Protocol Buffer Packages¶
Protocol Buffers use packages to organize schemas, similar to namespaces in other languages. Pyrmute uses a consistent package name across all versions.
# Same package for all versions
schema_v1 = manager.get_proto_schema("User", "1.0.0", package="com.mycompany")
# package: "com.mycompany"
schema_v2 = manager.get_proto_schema("User", "2.0.0", package="com.mycompany")
# package: "com.mycompany"
Best practices:
- Use reverse domain notation:
com.company.service - Keep packages consistent across versions
- Use subpackages for logical grouping
- Examples:
com.acme.users,com.acme.orders,org.example.api
Note: Unlike some other systems, protobuf packages should NOT include version numbers. Versioning is handled through message names or file organization.
Proto2 vs Proto3¶
Choose the Protocol Buffer syntax version:
# Proto3 (recommended for new projects)
schema = manager.get_proto_schema(
"User", "1.0.0",
package="com.myapp",
use_proto3=True # Default
)
# Proto2 (for legacy systems)
schema = manager.get_proto_schema(
"User", "1.0.0",
package="com.myapp",
use_proto3=False
)
Key differences:
| Feature | Proto2 | Proto3 |
|---|---|---|
| Required fields | Supported | Not supported |
| Default values | Custom defaults | Type defaults (0, "", false) |
| Presence tracking | Optional | Limited (use optional keyword) |
| Unknown fields | Preserved | Preserved |
| Recommendation | Legacy only | Modern projects |
When to use proto2:
- Maintaining existing proto2 services
- Need explicit
requiredfields - Custom default values required
When to use proto3:
- New projects (recommended)
- Simpler syntax
- Better forward compatibility
Exporting Protocol Buffer Schemas¶
Export All Schemas¶
Export protobuf schemas for all registered models:
Creates files like:
schemas/protos/
├── User_v1_0_0.proto
├── User_v2_0_0.proto
├── Order_v1_0_0.proto
└── Product_v1_0_0.proto
Export Options¶
Customize the export:
manager.dump_proto_schemas(
"schemas/protos/",
package="com.mycompany.events",
include_comments=True, # Include field descriptions
use_proto3=True # Use proto3 syntax
)
Export Without Documentation¶
For production schemas without documentation overhead:
manager.dump_proto_schemas(
"schemas/protos/",
package="com.mycompany",
include_comments=False # Omit comments
)
gRPC Integration¶
Define a Service¶
from pydantic import BaseModel
@manager.model("GetUserRequest", "1.0.0")

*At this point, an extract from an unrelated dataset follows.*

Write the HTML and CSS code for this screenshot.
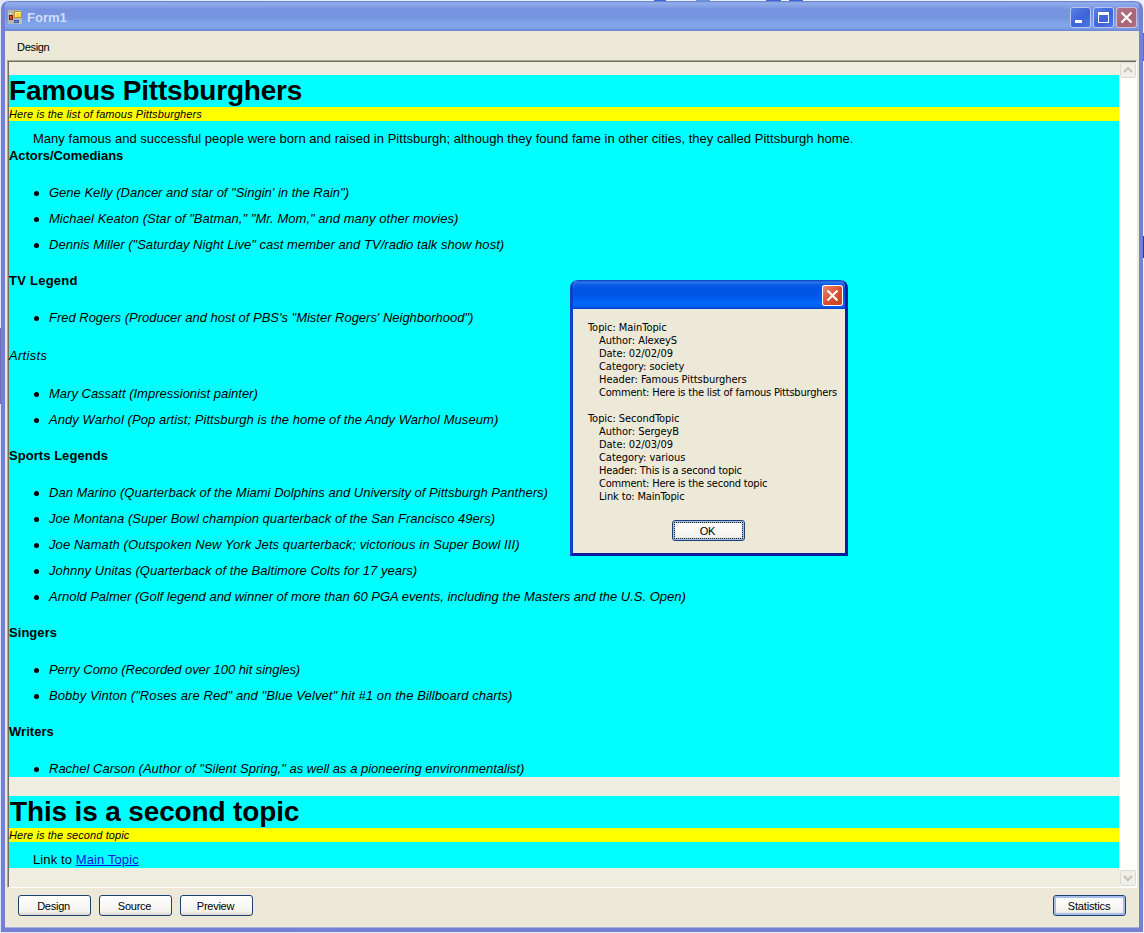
FILE: index.html
```html
<!DOCTYPE html>
<html lang="en">
<head>
<meta charset="utf-8">
<title>Form1</title>
<link rel="stylesheet" href="styles.css">
</head>
<body>
<div class="desktop">
<div class="window">
  <header class="titlebar">
    <svg class="app-icon" width="14" height="14" viewBox="0 0 14 14"><rect width="14" height="14" fill="#b7b5ad"/><path d="M0 3.5H5M12 9V14" stroke="#d3d1c8"/><rect x="6.500" y="1.500" width="7" height="6" fill="#ffd34c" stroke="#b9902b"/><path d="M7 2.500h6M7.500 2v5" stroke="#fff2a8"/><rect x="1.500" y="5.500" width="3" height="4" fill="#d0493c" stroke="#8b1a17"/><rect x="6.500" y="10.500" width="4" height="2" fill="#5a93ed" stroke="#3559b6"/></svg>
    <h1 class="caption">Form1</h1>
    <div class="controls">
      <span class="ctl"><svg width="21" height="21"><rect x="5" y="13" width="7" height="3" fill="#fff"/></svg></span>
      <span class="ctl"><svg width="21" height="21"><path d="M5 5h11v11H5z M6 8v7h9V8z" fill="#fff" fill-rule="evenodd"/></svg></span>
      <span class="ctl close"><svg width="21" height="21"><path d="M5.500 5.500L15.500 15.500M15.500 5.500L5.500 15.500" stroke="#fff" stroke-width="2.200"/></svg></span>
    </div>
  </header>
  <nav class="menubar">Design</nav>
  <main class="viewer">
    <div class="page">
      <article class="topic">
        <h2 class="headline">Famous Pittsburghers</h2>
        <p class="comment">Here is the list of famous Pittsburghers</p>
        <p class="lead">Many famous and successful people were born and raised in Pittsburgh; although they found fame in other cities, they called Pittsburgh home.</p>
        <h3 class="group first">Actors/Comedians</h3>
        <ul class="people">
          <li>Gene Kelly (Dancer and star of "Singin' in the Rain")</li>
          <li class="loose-1">Michael Keaton (Star of "Batman," "Mr. Mom," and many other movies)</li>
          <li class="loose-1">Dennis Miller ("Saturday Night Live" cast member and TV/radio talk show host)</li>
        </ul>
        <h3 class="group wide">TV Legend</h3>
        <ul class="people">
          <li class="tight-1">Fred Rogers (Producer and host of PBS's "Mister Rogers' Neighborhood")</li>
        </ul>
        <h3 class="group plain">Artists</h3>
        <ul class="people">
          <li>Mary Cassatt (Impressionist painter)</li>
          <li class="loose-2">Andy Warhol (Pop artist; Pittsburgh is the home of the Andy Warhol Museum)</li>
        </ul>
        <h3 class="group">Sports Legends</h3>
        <ul class="people">
          <li class="loose-0">Dan Marino (Quarterback of the Miami Dolphins and University of Pittsburgh Panthers)</li>
          <li class="loose-0">Joe Montana (Super Bowl champion quarterback of the San Francisco 49ers)</li>
          <li class="loose-3">Joe Namath (Outspoken New York Jets quarterback; victorious in Super Bowl III)</li>
          <li class="loose-1">Johnny Unitas (Quarterback of the Baltimore Colts for 17 years)</li>
          <li>Arnold Palmer (Golf legend and winner of more than 60 PGA events, including the Masters and the U.S. Open)</li>
        </ul>
        <h3 class="group">Singers</h3>
        <ul class="people">
          <li class="tight-2">Perry Como (Recorded over 100 hit singles)</li>
          <li class="loose-3">Bobby Vinton ("Roses are Red" and "Blue Velvet" hit #1 on the Billboard charts)</li>
        </ul>
        <h3 class="group">Writers</h3>
        <ul class="people">
          <li>Rachel Carson (Author of "Silent Spring," as well as a pioneering environmentalist)</li>
        </ul>
      </article>
      <article class="topic second">
        <h2 class="headline">This is a second topic</h2>
        <p class="comment">Here is the second topic</p>
        <p class="lead">Link to <a class="link">Main Topic</a></p>
      </article>
    </div>
    <div class="scrollbar">
      <span class="arrow"><svg width="14" height="14"><path d="M3 9L7 5L11 9" fill="none" stroke="#c5c3b8" stroke-width="2.200"/></svg></span>
      <span class="arrow"><svg width="14" height="14"><path d="M3 5L7 9L11 5" fill="none" stroke="#c5c3b8" stroke-width="2.200"/></svg></span>
    </div>
  </main>
  <footer class="actions">
    <span class="btn">Design</span><span class="btn">Source</span><span class="btn">Preview</span>
    <span class="btn default">Statistics</span>
  </footer>
</div>
<section class="dialog">
  <div class="dialog-title"><span class="dialog-close"><svg width="21" height="21"><path d="M5.500 5.500L15.500 15.500M15.500 5.500L5.500 15.500" stroke="#fff" stroke-width="2.200"/></svg></span></div>
  <div class="dialog-body">
    <dl class="report">
      <dt>Topic: MainTopic</dt>
      <dd>Author: AlexeyS</dd>
      <dd>Date: 02/02/09</dd>
      <dd>Category: society</dd>
      <dd>Header: Famous Pittsburghers</dd>
      <dd class="long">Comment: Here is the list of famous Pittsburghers</dd>
    </dl>
    <dl class="report">
      <dt>Topic: SecondTopic</dt>
      <dd>Author: SergeyB</dd>
      <dd>Date: 02/03/09</dd>
      <dd>Category: various</dd>
      <dd class="long">Header: This is a second topic</dd>
      <dd class="long">Comment: Here is the second topic</dd>
      <dd class="mid">Link to: MainTopic</dd>
    </dl>
    <span class="btn ok">OK</span>
  </div>
</section>
</div>
</body>
</html>
```

FILE: styles.css
```css
* { box-sizing: border-box; }
body { margin: 0; font-family: "Liberation Sans", Arial, sans-serif; color: #000; }
h1, h2, h3, p, ul, dl, dd { margin: 0; padding: 0; }
svg { display: block; }
.desktop {
  position: relative; width: 1144px; height: 933px; overflow: hidden; padding: 1px;
  background:
    linear-gradient(#5a6cc8, #5a6cc8) 100% 33px / 2px 28px no-repeat,
    linear-gradient(#2c3c96, #2c3c96) 100% 236px / 2px 22px no-repeat,
    linear-gradient(#6a6cb4, #6a6cb4) 0 328px / 2px 76px no-repeat,
    linear-gradient(#3c64dc, #3c64dc) 654px 0 / 12px 1px no-repeat,
    linear-gradient(#6c90e6, #6c90e6) 696px 0 / 14px 1px no-repeat,
    linear-gradient(#3c64dc, #3c64dc) 766px 0 / 15px 1px no-repeat,
    linear-gradient(#3c64dc, #3c64dc) 789px 0 / 14px 1px no-repeat,
    linear-gradient(90deg, #dfe6fa, #e4f1fa 40%, #edf1fc);
}
.window { width: 1142px; height: 931px; display: flex; flex-direction: column; border: solid #7480d4; border-width: 0 4px 4px; border-radius: 8px 8px 0 0; background: #ece9d8; box-shadow: inset 0 -1px #a9b0dc; overflow: hidden; }
.titlebar { height: 30px; flex: none; margin: 0 -4px; display: flex; align-items: center; padding: 1px 6px 0 7px; background: linear-gradient(#6377c3 0, #93ade9 6%, #88a5e8 14%, #7793df 28%, #7795e0 55%, #82a7ed 80%, #7e9fe8 90%, #6b83d1 100%); }
.caption { flex: 1; margin-left: 5px; padding-top: 3px; font: bold 13px/16px "Liberation Sans", sans-serif; color: #d0dff8; }
.controls { display: flex; gap: 2px; padding-top: 2px; }
.ctl { width: 21px; height: 21px; border-radius: 3px; background: linear-gradient(135deg, #5f83e4, #3c63da 55%, #4f79ea); box-shadow: inset 0 0 0 1px #b6c8f2; }
.ctl.close { background: linear-gradient(135deg, #b3768c, #a96475 60%, #b5707c); box-shadow: inset 0 0 0 1px #cfbddd; }
.menubar { height: 29px; flex: none; padding: 8px 12px; font-size: 11px; line-height: 16px; letter-spacing: -.3px; }
.viewer { height: 828px; flex: none; margin: 0 2px; display: flex; border: 1px solid; border-color: #aca899 #fff #fff #aca899; box-shadow: inset 1px 1px #716f64; background: #f0eee1; }
.page { flex: 1; padding: 14px 0 0 1px; }
.topic { height: 702px; background: #0ff; font-size: 13px; line-height: 16px; white-space: nowrap; }
.topic.second { margin-top: 19px; height: 72px; }
.headline { height: 32px; font-size: 28px; line-height: 32px; letter-spacing: -.2px; }
.second .headline { padding-left: 1px; letter-spacing: -.15px; }
.comment { height: 14px; background: #ff0; font-size: 11px; line-height: 14px; font-style: italic; letter-spacing: .1px; }
.lead { padding: 10px 0 0 24px; letter-spacing: .022px; }
.second .lead { letter-spacing: .11px; }
.group { font-size: 13px; line-height: 16px; letter-spacing: .05px; }
.group.first { margin-top: 1px; letter-spacing: -.04px; }
.group.wide { letter-spacing: .25px; }
.group.plain { margin: 22px 0; font-weight: normal; font-style: italic; letter-spacing: .3px; }
.people { list-style: none; display: flex; flex-direction: column; gap: 10px; margin: 21px 0 20px; padding-left: 24px; font-style: italic; }
.people li { display: flex; align-items: center; height: 16px; }
.people li::before { content: ""; flex: none; width: 5px; height: 5px; margin: 1px 10px 0 1px; border-radius: 50%; background: #000; }
.loose-0 { letter-spacing: .012px; }
.loose-1 { letter-spacing: .03px; }
.loose-2 { letter-spacing: .06px; }
.loose-3 { letter-spacing: .08px; }
.tight-1 { letter-spacing: -.014px; }
.tight-2 { letter-spacing: -.06px; }
.link { color: #1010e0; text-decoration: underline; }
.scrollbar { width: 16px; margin: 1px 0 0 1px; display: flex; flex-direction: column; justify-content: space-between; align-items: center; background: #fefefb; }
.arrow { width: 16px; height: 16px; margin: 0 0 1px; border: 1px solid #dddace; border-radius: 2px; background: #f1f0e8; }
.actions { display: flex; gap: 8px; padding: 7px 13px 0 13px; }
.btn { width: 73px; height: 21px; padding-right: 2px; border: 1px solid #1c4170; border-radius: 3px; background: linear-gradient(#fff, #f4f3ee 80%, #dcd8cc); font-size: 11px; line-height: 20px; letter-spacing: -.25px; text-align: center; }
.btn.default { margin-left: auto; padding-right: 1px; box-shadow: inset 0 0 0 2px #a5bdeb; letter-spacing: -.15px; }
.dialog { position: absolute; left: 570px; top: 280px; width: 278px; height: 276px; display: flex; flex-direction: column; border: solid; border-color: #0b35c0 #0a1f9c #0a1f9c #0b3fd0; border-width: 0 3px 3px; border-radius: 8px 8px 0 0; overflow: hidden; background: #ece9d8; }
.dialog-title { height: 29px; flex: none; margin: 0 -3px; padding: 5px 5px 0 0; display: flex; justify-content: flex-end; background: linear-gradient(#0a3fc0 0, #2b78f0 8%, #0a5ce8 16%, #0054e3 32%, #0057e8 55%, #0268fc 82%, #005cf0 92%, #003fc4 100%); }
.dialog-close { width: 21px; height: 21px; border-radius: 3px; background: linear-gradient(135deg, #ee8e73, #dc5032 50%, #c93e17); box-shadow: inset 0 0 0 1px #fff; }
.dialog-body { display: flex; flex-direction: column; padding: 12px 0 0 15px; }
.report { margin-bottom: 13px; font: 11px/13px "DejaVu Sans Condensed", "DejaVu Sans", sans-serif; letter-spacing: -.05px; white-space: nowrap; }
.report dd { padding-left: 11px; }
.report .mid { letter-spacing: -.15px; }
.report .long { letter-spacing: -.2px; }
.ok { margin: 4px 0 0 84px; box-shadow: inset 0 0 0 2px #a5bdeb; position: relative; }
.ok::after { content: ""; position: absolute; inset: 1px; border: 1px dotted #222; }
```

class GetUserRequestV1(BaseModel):
user_id: str
@manager.model("GetUserResponse", "1.0.0")
class GetUserResponseV1(BaseModel):
user_id: str
name: str
email: str
# Export schemas
proto_schemas = manager.dump_proto_schemas(
"protos/", package="com.myapp.users"
)
# Or get individual schema as string
request_schema = manager.get_proto_schema(
"GetUserRequest", "1.0.0", package="com.myapp.users"
)
# Write to file
Path("protos/user_service.proto").write_text(request_schema)
Manually add service definition to the generated proto:
syntax = "proto3";
package com.myapp.users;
message GetUserRequest {
string user_id = 1;
}
message GetUserResponse {
string user_id = 1;
string name = 2;
string email = 3;
}
// Add this service definition
service UserService {
rpc GetUser(GetUserRequest) returns (GetUserResponse);
}
Compile Protocol Buffers¶
Use protoc to generate code:
# Generate Go code
protoc --go_out=. --go-grpc_out=. protos/*.proto
# Generate Java code
protoc --java_out=. protos/*.proto
Use Generated Code¶
package main
import (
"context"
"log"
pb "github.com/myapp/protos"
"google.golang.org/grpc"
"google.golang.org/grpc/credentials/insecure"
)
func main() {
// Connect to gRPC server
conn, err := grpc.Dial("localhost:50051", grpc.WithTransportCredentials(insecure.NewCredentials()))
if err != nil {
log.Fatalf("Failed to connect: %v", err)
}
defer conn.Close()
// Create client
client := pb.NewUserServiceClient(conn)
// Create request
request := &pb.GetUserRequest{
UserId: "123",
}
// Call service
response, err := client.GetUser(context.Background(), request)
if err != nil {
log.Fatalf("GetUser failed: %v", err)
}
log.Printf("User: %s (%s)", response.Name, response.Email)
}
Language Interoperability¶
Protocol Buffers work across languages:
Python to Go¶
Python (producer):
@manager.model("Event", "1.0.0")
class EventV1(BaseModel):
event_id: str
timestamp: datetime
data: dict[str, str]
# Get schema as string
proto_schema = manager.get_proto_schema("Event", "1.0.0", package="com.events")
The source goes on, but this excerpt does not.